Kansas FFA Blog

Pay it Forward

Thanksgiving is tomorrow, and with this holiday comes a seasonal time of gratitude for others. Social media has been flooded with sappy appreciation posts for family and friends, cards have been exchanged, and kind words and hugs are frequent occurrences. Although these gestures certainly don’t go unnoticed, I believe that there are better ways to prove our thankfulness.
Since childhood, I have heard the axiom that “actions speak louder than words” – and it has proven true many times over in my life. However, I realized the true impact of this statement just a few days ago in the most unexpected of places.
My teammates and I had traveled across the state for half a day to the far southwest town of Hugoton, KS, for a leadership conference. After spending a day with the Hugoton, Elkhart, Stanton County, and Southwestern Heights chapters, I left feeling humbled and inspired to serve this association with a greater passion. But it was not until the long trek home that I realized the power of a good deed. After only two hours on the road, the whole crew (myself included) was feeling pretty tired. I pulled over at a small gas station in Bucklin, where we clambered out to stretch our legs and refuel our bellies and my gas tank. By the time I filled up the car and went into the store, my teammates had finished and gone to wait in the vehicle, leaving only myself and the young woman at the counter in the store.
I made a quick sweep of the store and then settled on purchasing a Milky Way and a bottle of chocolate milk. As I was checking out at the counter, the cashier and I exchanged small talk, but were interrupted when my debit card was declined after spending the last bit of my funds on gas (As a banker’s daughter, this is especially embarrassing, as I have been lectured many times on the importance of keeping up with my accounts). I hastily apologized and reopened my wallet to find $2 in cash – enough to cover the Milky Way. I proceeded to purchase the candy and then made ready to return the milk to the cooler, when the cashier proceeded to ask me how much I had left to cover towards the milk. I didn’t realize what she intended until she pulled out her wallet and paid the difference from her own pocket.

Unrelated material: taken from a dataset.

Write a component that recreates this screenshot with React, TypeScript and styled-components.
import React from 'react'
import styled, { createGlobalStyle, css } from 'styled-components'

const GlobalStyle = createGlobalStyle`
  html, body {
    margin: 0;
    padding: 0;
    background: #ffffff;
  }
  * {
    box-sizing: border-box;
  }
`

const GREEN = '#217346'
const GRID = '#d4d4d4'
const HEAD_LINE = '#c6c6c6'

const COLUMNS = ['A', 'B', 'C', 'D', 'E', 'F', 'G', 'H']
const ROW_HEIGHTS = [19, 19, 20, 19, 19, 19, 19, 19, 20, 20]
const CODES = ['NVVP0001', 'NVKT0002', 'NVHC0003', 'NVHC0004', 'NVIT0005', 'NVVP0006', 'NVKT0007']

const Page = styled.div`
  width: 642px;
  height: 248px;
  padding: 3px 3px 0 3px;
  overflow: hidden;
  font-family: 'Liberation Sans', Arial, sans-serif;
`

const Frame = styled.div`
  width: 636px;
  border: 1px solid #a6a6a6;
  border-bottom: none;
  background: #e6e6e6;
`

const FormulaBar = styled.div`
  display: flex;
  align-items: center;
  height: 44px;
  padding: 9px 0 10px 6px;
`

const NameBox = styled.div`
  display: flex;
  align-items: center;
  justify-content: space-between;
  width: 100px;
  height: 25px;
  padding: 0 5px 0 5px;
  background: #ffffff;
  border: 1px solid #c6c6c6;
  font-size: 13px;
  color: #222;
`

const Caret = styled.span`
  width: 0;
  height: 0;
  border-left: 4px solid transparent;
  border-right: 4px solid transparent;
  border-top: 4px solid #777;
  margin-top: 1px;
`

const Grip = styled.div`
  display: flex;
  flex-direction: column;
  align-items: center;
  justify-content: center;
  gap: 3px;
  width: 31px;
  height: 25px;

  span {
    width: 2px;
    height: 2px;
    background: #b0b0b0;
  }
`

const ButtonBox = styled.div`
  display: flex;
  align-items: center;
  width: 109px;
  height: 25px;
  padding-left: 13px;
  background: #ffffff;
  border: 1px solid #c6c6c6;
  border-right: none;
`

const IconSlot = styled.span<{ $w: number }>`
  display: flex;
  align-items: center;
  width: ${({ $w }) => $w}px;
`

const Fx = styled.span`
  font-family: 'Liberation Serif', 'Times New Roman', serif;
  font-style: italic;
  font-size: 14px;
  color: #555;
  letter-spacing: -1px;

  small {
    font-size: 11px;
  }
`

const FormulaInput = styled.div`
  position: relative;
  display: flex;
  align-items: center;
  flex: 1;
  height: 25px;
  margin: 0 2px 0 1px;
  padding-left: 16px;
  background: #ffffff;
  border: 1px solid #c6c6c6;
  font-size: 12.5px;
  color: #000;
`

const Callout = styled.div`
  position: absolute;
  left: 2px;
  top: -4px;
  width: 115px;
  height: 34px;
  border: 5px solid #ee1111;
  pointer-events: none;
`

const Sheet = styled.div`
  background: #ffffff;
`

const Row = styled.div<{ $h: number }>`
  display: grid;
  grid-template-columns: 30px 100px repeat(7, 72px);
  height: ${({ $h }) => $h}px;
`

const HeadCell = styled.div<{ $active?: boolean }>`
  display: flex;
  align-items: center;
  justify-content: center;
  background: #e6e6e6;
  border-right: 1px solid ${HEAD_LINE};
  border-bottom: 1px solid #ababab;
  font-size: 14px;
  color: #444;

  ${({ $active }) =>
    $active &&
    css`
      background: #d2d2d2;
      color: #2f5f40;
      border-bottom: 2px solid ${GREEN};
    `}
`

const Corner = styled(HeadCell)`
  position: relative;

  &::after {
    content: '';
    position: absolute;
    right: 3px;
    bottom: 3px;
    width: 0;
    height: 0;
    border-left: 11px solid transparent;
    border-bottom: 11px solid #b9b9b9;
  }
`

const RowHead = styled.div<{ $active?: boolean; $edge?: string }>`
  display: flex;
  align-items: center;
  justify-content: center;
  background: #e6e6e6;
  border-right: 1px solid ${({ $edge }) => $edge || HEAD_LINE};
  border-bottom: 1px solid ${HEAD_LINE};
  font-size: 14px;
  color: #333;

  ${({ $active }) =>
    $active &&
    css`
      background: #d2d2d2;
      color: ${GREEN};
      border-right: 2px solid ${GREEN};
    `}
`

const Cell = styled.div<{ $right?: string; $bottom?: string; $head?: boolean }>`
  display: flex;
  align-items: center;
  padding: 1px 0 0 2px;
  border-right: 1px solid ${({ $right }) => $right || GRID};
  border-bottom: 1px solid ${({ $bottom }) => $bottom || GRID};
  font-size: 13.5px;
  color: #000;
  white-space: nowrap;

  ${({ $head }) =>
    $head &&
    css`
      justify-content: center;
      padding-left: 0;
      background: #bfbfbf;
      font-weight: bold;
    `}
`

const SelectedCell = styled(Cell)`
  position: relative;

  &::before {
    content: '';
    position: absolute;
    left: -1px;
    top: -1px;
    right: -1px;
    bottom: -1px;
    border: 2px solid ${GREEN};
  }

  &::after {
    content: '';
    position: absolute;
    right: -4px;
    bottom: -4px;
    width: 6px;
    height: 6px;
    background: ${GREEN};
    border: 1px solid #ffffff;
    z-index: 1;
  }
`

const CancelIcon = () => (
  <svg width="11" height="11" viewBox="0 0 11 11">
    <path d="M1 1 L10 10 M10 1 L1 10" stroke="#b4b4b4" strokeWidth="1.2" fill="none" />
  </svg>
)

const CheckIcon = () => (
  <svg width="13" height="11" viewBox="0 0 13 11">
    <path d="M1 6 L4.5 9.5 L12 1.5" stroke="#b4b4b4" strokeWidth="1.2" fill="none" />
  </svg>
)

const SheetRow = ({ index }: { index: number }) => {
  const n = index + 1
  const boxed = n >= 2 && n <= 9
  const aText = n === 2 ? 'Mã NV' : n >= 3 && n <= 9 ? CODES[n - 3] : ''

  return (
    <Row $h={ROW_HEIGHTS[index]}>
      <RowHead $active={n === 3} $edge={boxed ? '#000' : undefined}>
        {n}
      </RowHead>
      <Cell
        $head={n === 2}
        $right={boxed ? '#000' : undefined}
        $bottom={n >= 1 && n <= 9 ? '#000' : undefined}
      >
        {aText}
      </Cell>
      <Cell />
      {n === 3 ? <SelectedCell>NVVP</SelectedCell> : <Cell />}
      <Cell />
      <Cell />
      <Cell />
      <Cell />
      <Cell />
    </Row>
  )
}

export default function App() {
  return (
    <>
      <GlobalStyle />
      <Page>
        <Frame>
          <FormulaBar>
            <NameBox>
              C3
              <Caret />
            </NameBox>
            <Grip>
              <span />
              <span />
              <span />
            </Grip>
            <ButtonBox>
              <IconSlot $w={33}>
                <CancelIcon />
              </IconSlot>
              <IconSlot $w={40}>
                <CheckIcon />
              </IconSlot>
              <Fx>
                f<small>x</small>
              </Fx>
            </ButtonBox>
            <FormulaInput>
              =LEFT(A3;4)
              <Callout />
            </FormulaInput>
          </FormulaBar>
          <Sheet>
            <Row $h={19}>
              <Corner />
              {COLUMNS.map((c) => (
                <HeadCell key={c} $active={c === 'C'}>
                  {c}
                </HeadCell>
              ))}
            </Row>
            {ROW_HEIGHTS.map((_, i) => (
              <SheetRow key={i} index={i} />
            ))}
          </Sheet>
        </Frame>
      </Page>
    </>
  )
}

I said, “You don’t have to do this.”
“I know,” she replied, “but I’d want someone to do the same for me.”
I thanked her, and as I left the store I realized my eyes were teary. I didn’t even know this woman’s name, but as a total stranger she showed an act of kindness at a time when I was tired and hungry. That chocolate milk tasted twice as sweet knowing that it had come to me from the goodness of someone else’s heart – a stranger who had literally “paid it forward”. I have challenged myself to continue this chain, especially in the light of the holidays.

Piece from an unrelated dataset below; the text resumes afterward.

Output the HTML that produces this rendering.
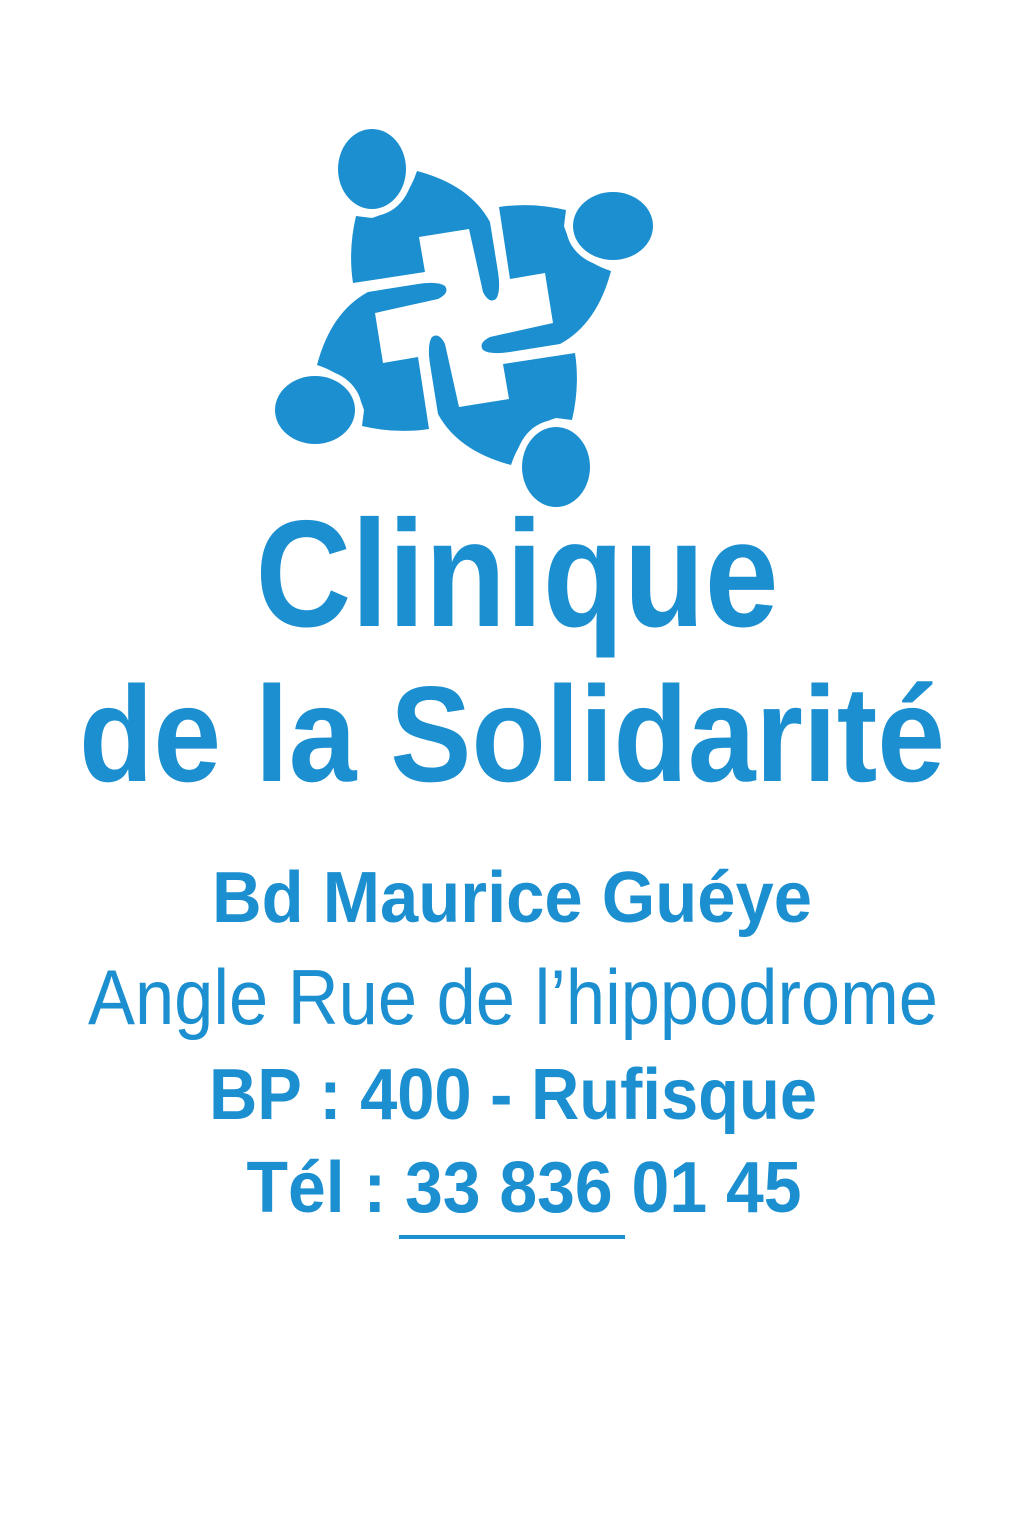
<!DOCTYPE html>
<html><head><meta charset="utf-8"><style>
html,body{margin:0;padding:0;background:#fff;width:1024px;height:1536px;overflow:hidden}
svg{display:block}
text{font-family:"Liberation Sans",Arial,sans-serif;fill:#1b8fd0}
</style></head><body>
<svg width="1024" height="1536" viewBox="0 0 1024 1536">
<defs>
<g id="fig">
<path d="M353,283 L425,272 L419,237 L469,229 L483,292 Q489,304 496,299 Q501,292 498,272 L490,222 Q470,185 417,171 Q405,208 372,218 L356,216 Q348,250 353,283 Z" fill="#1b8fd0"/>
<ellipse cx="372" cy="169" rx="41" ry="47" fill="#fff"/>
<ellipse cx="372" cy="169" rx="34" ry="40" fill="#1b8fd0"/>
</g>
</defs>
<use href="#fig"/>
<use href="#fig" transform="rotate(90 464 318)"/>
<use href="#fig" transform="rotate(180 464 318)"/>
<use href="#fig" transform="rotate(270 464 318)"/>
<text x="517" y="626" font-size="152" font-weight="bold" text-anchor="middle" textLength="523" lengthAdjust="spacingAndGlyphs">Clinique</text>
<text x="512" y="781" font-size="136" font-weight="bold" text-anchor="middle" textLength="866" lengthAdjust="spacingAndGlyphs">de la Solidarité</text>
<text x="512" y="922" font-size="72" font-weight="bold" text-anchor="middle" textLength="600" lengthAdjust="spacingAndGlyphs">Bd Maurice Guéye</text>
<text x="513" y="1024" font-size="78" text-anchor="middle" textLength="850" lengthAdjust="spacingAndGlyphs">Angle Rue de l’hippodrome</text>
<text x="513" y="1119" font-size="72" font-weight="bold" text-anchor="middle" textLength="608" lengthAdjust="spacingAndGlyphs">BP : 400 - Rufisque</text>
<text x="524" y="1212" font-size="72" font-weight="bold" text-anchor="middle" textLength="555" lengthAdjust="spacingAndGlyphs">Tél : 33 836 01 45</text>
<rect x="399" y="1235" width="226" height="4" fill="#1b8fd0"/>
</svg>
</body></html>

Therefore, as we go about celebrating Thanksgiving with our families and those dear to us, let us take our gratitude one step further. Rather than just stating our appreciation for others, let’s take the time to let our ACTIONS speak for us – whether it be volunteering in our community, giving a friend a ride, or simply helping to wash the dishes after Thanksgiving meal without being asked. Let us take these values of compassion and gratitude, and pay it forward.